Je vous retransmets ci-dessous l’intégralité de l’échange avec le présentateur M. David Pujadas.

  • David Pujadas: Bonsoir Jean-Paul Chapel. Cette école n'est pas un cas unique. Il y en a de plus en plus.
  • Jean-Paul Chapel : De plus en plus d'entreprises créent leur propre école ou campus : Volkswagen, Veolia, Airbus ou encore Banette, Systeme U, Speedy pour ne citer qu'elles. Chacune forme une centaine de personnes en moyenne chaque année. Des diplômes reconnus par l'Etat ou par la branche professionnelle. Attention : là, on ne parle pas de formation continue pour les salariés mais bien d'étudiants qui, une fois diplômés, sont en général recrutés par l'entreprise.
  • David Pujadas : Pourquoi ces créations ?
  • Jean-Paul Chapel : Regardez ce chiffre : 120.000 postes non pourvus selon Pôle Emploi. Du coup, les entreprises forment elles-mêmes des jeunes, que l'enseignement public ne forme pas. Soit parce que les métiers sont de plus en plus techniques. Soit parce que certains métiers rebutent, la boucherie par exemple. Mais aussi à cause d'une mauvaise orientation : des bataillons de bacheliers choisissent la psycho ou la sociologie, sans grands débouchés. Enfin, pour l'entreprise, il y a un avantage à assurer une formation "sur-mesure" : un diplômé plus fidèle, voire plus docile, qu'on peut juger sur ses compétences mais aussi sur son comportement."

    En tant que directeur de l’UFR de sociologie de l’Université de Nantes, président de l’Association Française de Sociologie (AFS) et président de l’Association de Sociologues Enseignant-e-s du Supérieur (ASES), la phrase «Mais aussi à cause d'une mauvaise orientation : des bataillons de bacheliers choisissent la psycho ou la sociologie, sans grands débouchés » a retenu toute notre attention. Aussi, nous souhaitons savoir sur quelles sources précises se base votre collaborateur pour tenir de tels propos. Pour être encore plus précis, nous aimerions connaître, la mesure objective et comparée avec d’autres disciplines qui permet d’affirmer qu’il s’agit de « bataillons » et d’autre part, quelle précision donne-t-il à l’expression «sans grands débouchés ».

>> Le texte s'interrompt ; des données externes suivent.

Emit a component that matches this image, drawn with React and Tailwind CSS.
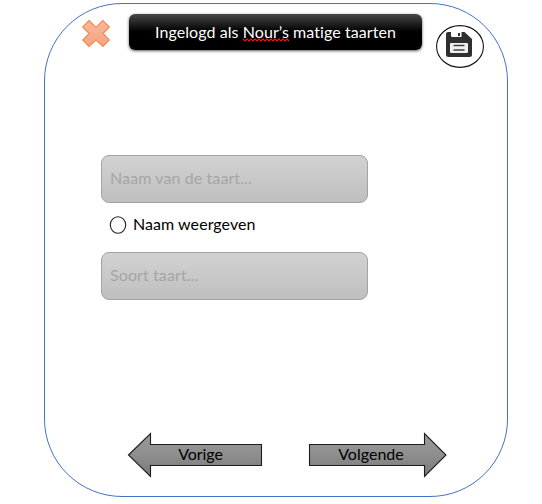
function CloseIcon() {
  return (
    <svg className="block h-7 w-7" viewBox="0 0 28 28">
      <defs>
        <linearGradient id="close" x1="0" y1="0" x2="0" y2="1">
          <stop offset="0" stopColor="#f7b89d" />
          <stop offset="1" stopColor="#f5a482" />
        </linearGradient>
      </defs>
      <path
        d="M7 .5 14 7.3 20.9.5 27.3 7.1 21 13.5 27.3 20 20.9 26.4 14 19.8 7 26.4.7 20 7.2 13.5.7 7.1Z"
        fill="url(#close)"
        stroke="#f08a45"
        strokeWidth="1.1"
      />
    </svg>
  );
}

function SaveIcon() {
  return (
    <svg className="block h-[43px] w-[48px]" viewBox="0 0 48 43">
      <ellipse cx="24" cy="21.5" rx="23.4" ry="20.9" fill="#fff" stroke="#111" strokeWidth="1.1" />
      <path d="M12 7h16.5L36 14v15.5Q36 32 33.500 32h-21Q10 32 10 29.500V9q0-2 2-2Z" fill="#303030" />
      <path d="M15 6.500h10.500v5.500h-9q-1.500 0-1.500-1.500Z" fill="#fff" />
      <path d="M22 8h2v3h-2Z" fill="#303030" />
      <rect x="14" y="18" width="18" height="10" rx="1" fill="#f0f0f0" />
      <path d="M17.500 20.500h11M17.500 25h11" stroke="#404040" strokeWidth="1.300" />
    </svg>
  );
}

function ArrowButton({ label, direction }) {
  const left = direction === "left";
  const id = left ? "arrowLeft" : "arrowRight";
  return (
    <button
      className={
        left
          ? "grid h-[46px] w-[136px] place-items-center"
          : "grid h-[46px] w-[139px] place-items-center"
      }
    >
      <svg
        className="col-start-1 row-start-1 block h-full w-full"
        viewBox={left ? "0 0 136 46" : "0 0 139 46"}
      >
        <defs>
          <linearGradient id={id} x1="0" y1="0" x2="0" y2="1">
            <stop offset="0" stopColor="#9b9b9b" />
            <stop offset="0.5" stopColor="#8e8e8e" />
            <stop offset="1" stopColor="#797979" />
          </linearGradient>
        </defs>
        <path
          d={
            left
              ? "M1.500 23 23.500 1.500V12.500H134.500V33.500H23.500V44.500Z"
              : "M1.500 12.500H116.500V1.500L138 23 116.500 44.500V33.500H1.500Z"
          }
          fill={`url(#${id})`}
          stroke="#1c1c1c"
          strokeWidth="1.100"
        />
      </svg>
      <span
        className={
          left
            ? "col-start-1 row-start-1 mb-[2px] ml-[11px] text-[16px] leading-5 tracking-[-0.05px]"
            : "col-start-1 row-start-1 mr-[13px] mb-[2px] text-[16px] leading-5 tracking-[0.02px]"
        }
      >
        {label}
      </span>
    </button>
  );
}

function Field({ placeholder }) {
  return (
    <div className="flex h-[48px] w-[267px] items-center rounded-[8px] border border-[#a3a3a3] bg-linear-to-b from-[#d2d2d2] to-[#bfbfbf] px-2 pb-[3px] text-[16px] tracking-[0.1px] text-[#a5a5a5]">
      {placeholder}
    </div>
  );
}

function MisspelledWord({ children }) {
  return (
    <span className="relative inline-block">
      {children}
      <svg className="absolute bottom-[2px] left-0 block h-[4px] w-full" aria-hidden="true">
        <defs>
          <pattern id="squiggle" width="4" height="4" patternUnits="userSpaceOnUse">
            <path d="M-1 0 0 1 2 3 4 1 5 0" fill="none" stroke="#f01818" strokeWidth="1.1" />
          </pattern>
        </defs>
        <rect width="100%" height="4" fill="url(#squiggle)" />
      </svg>
    </span>
  );
}

export default function App() {
  return (
    <div className="h-[504px] w-[542px] overflow-hidden bg-white pt-[3px] pl-[44px] font-['Lato',sans-serif] text-black [font-variant-ligatures:none]">
      <main className="flex h-[494px] w-[464px] flex-col rounded-[78px] border border-[#4472c4]">
        <header className="flex items-start pl-[37px]">
          <button className="mt-4">
            <CloseIcon />
          </button>
          <h1 className="mt-[10px] ml-[19px] h-[36px] w-[293px] rounded-[6px] bg-[linear-gradient(#484848_0%,#101010_38%,#000_50%)] text-center text-[16px] leading-[36px] tracking-[0.07px] text-white shadow-[0_1px_3px_rgba(0,0,0,0.65)]">
            <span className="inline-block leading-[24px]">
              Ingelogd als <MisspelledWord>Nour’s</MisspelledWord> matige taarten
            </span>
          </h1>
          <button className="mt-[21px] ml-[14px]">
            <SaveIcon />
          </button>
        </header>
        <section className="mt-[87px] pl-[56px]">
          <Field placeholder="Naam van de taart..." />
          <label className="flex h-[49px] items-center pb-[6px] pl-2">
            <svg className="block h-[18px] w-[18px]" viewBox="0 0 18 18">
              <ellipse cx="9" cy="9" rx="7.700" ry="8.200" fill="#fff" stroke="#222" strokeWidth="1.100" />
            </svg>
            <span className="mb-[2px] ml-[6px] text-[16px] tracking-[0.06px]">Naam weergeven</span>
          </label>
          <Field placeholder="Soort taart..." />
        </section>
        <nav className="mt-auto mb-[18px] flex gap-[45px] pl-[82px]">
          <ArrowButton label="Vorige" direction="left" />
          <ArrowButton label="Volgende" direction="right" />
        </nav>
      </main>
    </div>
  );
}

    Vous comprendrez, Monsieur Thuilier, que ce type « d’information » diffusé à une heure de grande écoute peut nuire gravement à l’image de nos formations, au respect de nos personnels et à l’investissement de nos étudiants et de leur famille. Si vous n’êtes pas en mesure d’apporter les éclairages demandés, pouvez vous nous mettre en relation avec M. Chapel afin que nous lui soumettions directement nos interrogations.

  • Nous considérons que les journalistes, à l’égal des sociologues sur ce point, ont une déontologie, et qu’à ce titre, ils doivent disposer de sources, les vérifier et les citer. C’est pourquoi, nous vous interpellons au nom de notre communauté professionnelle, que nous avons alertée, sur ce que nous considérons comme un dérapage déontologique. A ce titre, nous réclamons un droit de réponse ou un reportage dument informé corrigeant les propos du 26 septembre 2013.

     

     

    Sincères salutations,

  • Rémy Le Saout, Directeur de l’UFR de Sociologie de l’Université de Nantes
  • Didier Demazière, Président de l’Association Française de Sociologie
  • Laurent Willemez, Président de l’Association des Sociologues enseignant-e-s du Supérieur.